Michael drifted away the way weak men do—not in one dramatic betrayal, but in a series of small absences that added up to abandonment. I watched it all, and I documented everything: emails, financial records, voice messages, security footage. Not because I wanted revenge, but because I needed proof. I already knew what kind of family this was—the kind that wins by making you look unstable if you can’t back up your truth with receipts.
So in that courthouse hallway, blood on my lip, I felt strangely calm. This was their last move made under the assumption that I was powerless, and I had been waiting for them to show the world exactly who they were.
A court officer stepped toward us, expression tight, voice controlled. “Ma’am,” he said to Emily, “you need to step back.” Emily lifted her chin like the request offended her. Linda reached for her arm, cooing, “It’s fine. She’s emotional. Divorce brings out such… instability.”

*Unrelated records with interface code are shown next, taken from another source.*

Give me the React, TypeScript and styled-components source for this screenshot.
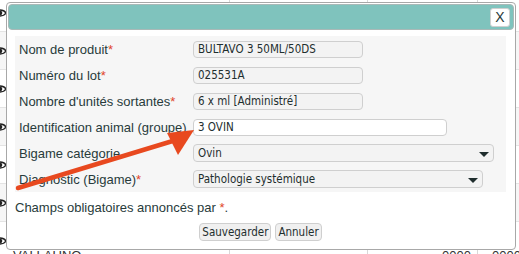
import React from "react";
import styled, { createGlobalStyle } from "styled-components";

const Global = createGlobalStyle`
  html, body { margin: 0; padding: 0; background: #ffffff; }
  body { font-family: "Liberation Sans", Arial, sans-serif; }
`;

const Page = styled.div`
  position: relative;
  width: 519px;
  height: 254px;
  overflow: hidden;
  background: #ffffff;
`;

const BgTable = styled.div`
  display: flex;
  flex-direction: column;
  margin-top: -6px;
`;

const BgRow = styled.div<{ $alt?: boolean }>`
  height: 38px;
  box-sizing: border-box;
  display: flex;
  align-items: stretch;
  border-bottom: 1px solid #e4e4e4;
  background: ${(p) => (p.$alt ? "#f6f6f6" : "#ffffff")};
`;

const EyeCell = styled.div`
  width: 14px;
  margin-left: -7px;
  display: flex;
  align-items: center;
  flex: none;
`;

const BgCell = styled.div<{ $w: number; $right?: boolean }>`
  width: ${(p) => p.$w}px;
  box-sizing: border-box;
  border-right: 1px solid #d8d8d8;
  font-family: "Liberation Sans", Arial, sans-serif;
  font-size: 13px;
  color: #333;
  padding: 26px 6px 0 6px;
  text-align: ${(p) => (p.$right ? "right" : "left")};
  flex: none;
`;

const Dialog = styled.div`
  position: absolute;
  left: 6px;
  top: 2px;
  width: 510px;
  height: 248px;
  box-sizing: border-box;
  background: #ffffff;
  border: 1px solid #a8a8a8;
  border-radius: 4px;
  padding: 1px;
  display: flex;
  flex-direction: column;
`;

const TitleBar = styled.div`
  height: 26px;
  box-sizing: border-box;
  background: #7fc3bd;
  border: 1px solid #a9b9b7;
  border-radius: 4px;
  display: flex;
  justify-content: flex-end;
  align-items: center;
  padding-right: 3px;
`;

const CloseButton = styled.button`
  width: 20px;
  height: 19px;
  box-sizing: border-box;
  background: #ffffff;
  border: 1px solid #d0d0d0;
  border-radius: 3px;
  padding: 0;
  font-family: "Liberation Sans", Arial, sans-serif;
  font-size: 14px;
  color: #2a3a3a;
  display: flex;
  align-items: center;
  justify-content: center;
`;

const Body = styled.div`
  padding: 6px 8px 0 7px;
  display: flex;
  flex-direction: column;
`;

const FormPanel = styled.div`
  background: #f6f6f6;
  width: 491px;
  display: flex;
  flex-direction: column;
`;

const Row = styled.div`
  height: 26px;
  display: flex;
  align-items: center;
`;

const Label = styled.div`
  width: 178px;
  box-sizing: border-box;
  padding-left: 4px;
  font-family: "Liberation Sans", Arial, sans-serif;
  font-size: 13px;
  color: #283b3b;
  white-space: nowrap;
  flex: none;
`;

const Star = styled.span`
  color: #e0442a;
`;

const Field = styled.div<{ $w: number; $white?: boolean; $h?: number }>`
  width: ${(p) => p.$w}px;
  height: ${(p) => p.$h ?? 17}px;
  box-sizing: border-box;
  border: 1px solid #cfcfcf;
  border-radius: 4px;
  background: ${(p) => (p.$white ? "#ffffff" : "#f3f3f3")};
  padding: 0 4px;
  font-family: "DejaVu Sans Condensed", "DejaVu Sans", sans-serif;
  font-size: 11.5px;
  color: #1e2e2e;
  display: flex;
  align-items: center;
  justify-content: space-between;
  flex: none;
`;

const Arrow = styled.svg`
  flex: none;
  margin-top: 2px;
`;

const Note = styled.div`
  margin-top: 8px;
  font-family: "Liberation Sans", Arial, sans-serif;
  font-size: 13px;
  line-height: 15px;
  color: #283b3b;
`;

const Buttons = styled.div`
  margin-top: 8px;
  display: flex;
  justify-content: center;
  gap: 4px;
`;

const Btn = styled.button`
  height: 18px;
  box-sizing: border-box;
  border: 1px solid #cfcfcf;
  border-radius: 4px;
  background: #f0f0f0;
  padding: 0 2px;
  font-family: "DejaVu Sans Condensed", "DejaVu Sans", sans-serif;
  font-size: 11.5px;
  color: #1e2e2e;
`;

const Annotation = styled.svg`
  position: absolute;
  left: 0;
  top: 0;
  pointer-events: none;
`;

const EyeIcon = () => (
  <svg width="14" height="10" viewBox="0 0 14 10">
    <path d="M1 5 C3.5 1 10.5 1 13 5 C10.5 9 3.5 9 1 5 Z" fill="none" stroke="#222" strokeWidth="1.4" />
    <circle cx="7" cy="5" r="2.3" fill="#222" />
  </svg>
);

const Tri = () => (
  <Arrow width="10" height="5" viewBox="0 0 10 5">
    <path d="M0 0 L10 0 L5 5 Z" fill="#1f2d2d" />
  </Arrow>
);

const bgRows: { alt: boolean; cells?: string[] }[] = [
  { alt: false },
  { alt: true },
  { alt: false },
  { alt: true },
  { alt: false },
  { alt: true },
  { alt: false, cells: ["VALLAUNO", "", "0000", "0000"] },
];
const cellWidths = [223, 138, 110, 50];

export default function App() {
  return (
    <Page>
      <Global />
      <BgTable>
        {bgRows.map((r, i) => (
          <BgRow key={i} $alt={r.alt}>
            <EyeCell>
              <EyeIcon />
            </EyeCell>
            {cellWidths.map((w, j) => (
              <BgCell key={j} $w={w} $right={j >= 2}>
                {r.cells ? r.cells[j] : ""}
              </BgCell>
            ))}
          </BgRow>
        ))}
      </BgTable>

      <Dialog>
        <TitleBar>
          <CloseButton>X</CloseButton>
        </TitleBar>
        <Body>
          <FormPanel>
            <Row>
              <Label>
                Nom de produit<Star>*</Star>
              </Label>
              <Field $w={170}>BULTAVO 3 50ML/50DS</Field>
            </Row>
            <Row>
              <Label>
                Numéro du lot<Star>*</Star>
              </Label>
              <Field $w={170}>025531A</Field>
            </Row>
            <Row>
              <Label>
                Nombre d'unités sortantes<Star>*</Star>
              </Label>
              <Field $w={170}>6 x ml [Administré]</Field>
            </Row>
            <Row>
              <Label>Identification animal (groupe)</Label>
              <Field $w={254} $white>
                3 OVIN
              </Field>
            </Row>
            <Row>
              <Label>Bigame catégorie</Label>
              <Field $w={301} $h={18}>
                <span>Ovin</span>
                <Tri />
              </Field>
            </Row>
            <Row>
              <Label>
                Diagnostic (Bigame)<Star>*</Star>
              </Label>
              <Field $w={290} $h={18}>
                <span>Pathologie systémique</span>
                <Tri />
              </Field>
            </Row>
          </FormPanel>
          <Note>
            Champs obligatoires annoncés par <Star>*</Star>.
          </Note>
          <Buttons>
            <Btn>Sauvegarder</Btn>
            <Btn>Annuler</Btn>
          </Buttons>
        </Body>
      </Dialog>

      <Annotation width="519" height="254" viewBox="0 0 519 254">
        <line x1="18" y1="188" x2="176" y2="140" stroke="#e8491f" strokeWidth="4.5" strokeLinecap="round" />
        <polygon points="194,130 167,133 178,155" fill="#e8491f" />
      </Annotation>
    </Page>
  );
}
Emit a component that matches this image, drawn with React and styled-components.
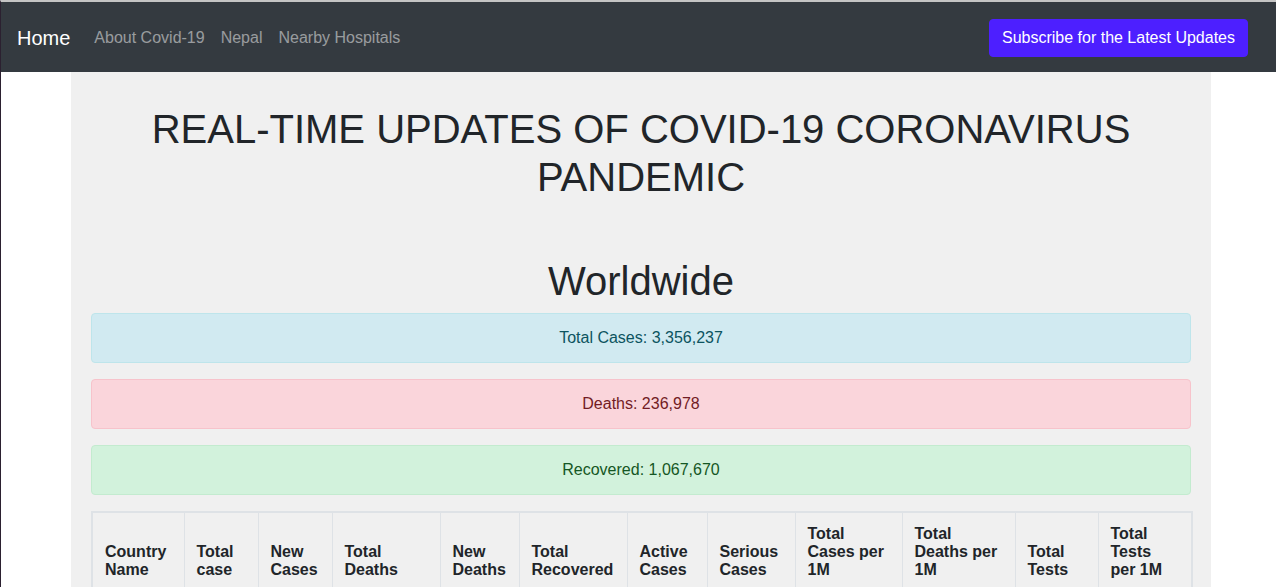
import React from "react";
import styled, { createGlobalStyle } from "styled-components";

const Global = createGlobalStyle`
  html, body { margin: 0; padding: 0; background: #fff; }
  body {
    font-family: "Liberation Sans", Arial, sans-serif;
    font-size: 16px;
    line-height: 1.5;
    color: #212529;
    border-top: 2px solid #c4c4c4;
    border-left: 1px solid #2b2030;
    overflow: hidden;
  }
  * { box-sizing: border-box; }
`;

const Navbar = styled.nav`
  display: flex;
  align-items: center;
  justify-content: space-between;
  height: 70px;
  background: #343a40;
  padding: 2px 28px 0 16px;
`;

const NavLeft = styled.div`
  display: flex;
  align-items: center;
`;

const Brand = styled.a`
  font-size: 20px;
  line-height: 30px;
  color: #fff;
  margin-right: 16px;
  text-decoration: none;
`;

const NavLink = styled.a`
  color: rgba(255, 255, 255, 0.5);
  padding: 8px;
  text-decoration: none;
  line-height: 24px;
`;

const SubscribeButton = styled.button`
  font-family: inherit;
  font-size: 16px;
  line-height: 24px;
  padding: 6px 12px;
  border: 1px solid #4d1fff;
  border-radius: 4px;
  background: #4d1fff;
  color: #fff;
`;

const Container = styled.main`
  width: 1140px;
  margin-left: 70px;
  background: #f0f0f0;
  padding: 33px 20px 0;
`;

const Title = styled.h1`
  font-size: 40px;
  font-weight: 400;
  line-height: 1.2;
  text-align: center;
  margin: 0 0 ${(p) => p.$mb || 0}px;
  margin-top: ${(p) => p.$mt || 0}px;
`;

const ALERTS = {
  info: { bg: "#d1eaf1", border: "#bee5eb", color: "#0c5460" },
  danger: { bg: "#fad5db", border: "#f7c3cb", color: "#721c24" },
  success: { bg: "#d2f2dc", border: "#c3ebcf", color: "#155724" },
};

const Alert = styled.div`
  background: ${(p) => ALERTS[p.$kind].bg};
  border: 1px solid ${(p) => ALERTS[p.$kind].border};
  color: ${(p) => ALERTS[p.$kind].color};
  border-radius: 4px;
  padding: 12px 20px;
  margin-bottom: 16px;
  text-align: center;
  line-height: 24px;
`;

const Table = styled.table`
  width: 1100px;
  border-collapse: collapse;
  table-layout: fixed;
  border: 2px solid #dee2e6;
`;

const Th = styled.th`
  border: 1px solid #dee2e6;
  border-bottom-width: 2px;
  padding: 12px 11px 12px 12px;
  text-align: left;
  vertical-align: bottom;
  font-weight: 700;
  line-height: 18px;
  color: #212529;
`;

const Td = styled.td`
  border: 1px solid #dee2e6;
  padding: 12px;
  height: 60px;
`;

const columns = [
  ["Country Name", 92],
  ["Total case", 74],
  ["New Cases", 74],
  ["Total Deaths", 108],
  ["New Deaths", 79],
  ["Total Recovered", 108],
  ["Active Cases", 80],
  ["Serious Cases", 88],
  ["Total Cases per 1M", 107],
  ["Total Deaths per 1M", 113],
  ["Total Tests", 83],
  ["Total Tests per 1M", 94],
];

export default function App() {
  return (
    <>
      <Global />
      <Navbar>
        <NavLeft>
          <Brand href="#">Home</Brand>
          <NavLink href="#">About Covid-19</NavLink>
          <NavLink href="#">Nepal</NavLink>
          <NavLink href="#">Nearby Hospitals</NavLink>
        </NavLeft>
        <SubscribeButton>Subscribe for the Latest Updates</SubscribeButton>
      </Navbar>
      <Container>
        <Title>REAL-TIME UPDATES OF COVID-19 CORONAVIRUS PANDEMIC</Title>
        <Title $mt={56} $mb={8}>Worldwide</Title>
        <Alert $kind="info">Total Cases: 3,356,237</Alert>
        <Alert $kind="danger">Deaths: 236,978</Alert>
        <Alert $kind="success">Recovered: 1,067,670</Alert>
        <Table>
          <colgroup>
            {columns.map(([n, w]) => (
              <col key={n} style={{ width: w }} />
            ))}
          </colgroup>
          <thead>
            <tr>
              {columns.map(([n]) => (
                <Th key={n}>{n}</Th>
              ))}
            </tr>
          </thead>
          <tbody>
            <tr>
              {columns.map(([n]) => (
                <Td key={n} />
              ))}
            </tr>
          </tbody>
        </Table>
      </Container>
    </>
  );
}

Instability. Linda loved that word. It was her favorite way to label any woman who refused to be controlled. The officer’s eyes flicked to the blood at the corner of my mouth, and his expression hardened. “Assault in a courthouse is not ‘emotional,’” he said flatly.
Linda’s smile twitched, then recovered. Michael finally turned his head just slightly and gave the officer a look that said, Don’t make this bigger than it needs to be. The officer didn’t respond to that look. He turned to me instead. “Ma’am,” he asked quietly, “do you need medical attention?”
I shook my head once. “No,” I said softly. “I’m fine.”
Emily scoffed. “Of course she’s fine. She’s always playing the victim.”
I still didn’t react, because reacting wasn’t the point. The point was the next room. The next stage. The next reveal.
A bailiff appeared at the end of the corridor, voice carrying. “All rise. Court is now in session.” People began moving. Linda linked her arm through Michael’s like they were entering a gala. Emily smoothed her blazer and checked her reflection in her phone. Michael’s attorneys nodded to each other with confidence. They walked like the outcome had already been printed.
I followed behind them without rushing, without wiping the blood, without blinking hard. Let the judge see it, I thought. Let the record show exactly what happened before we even sat down.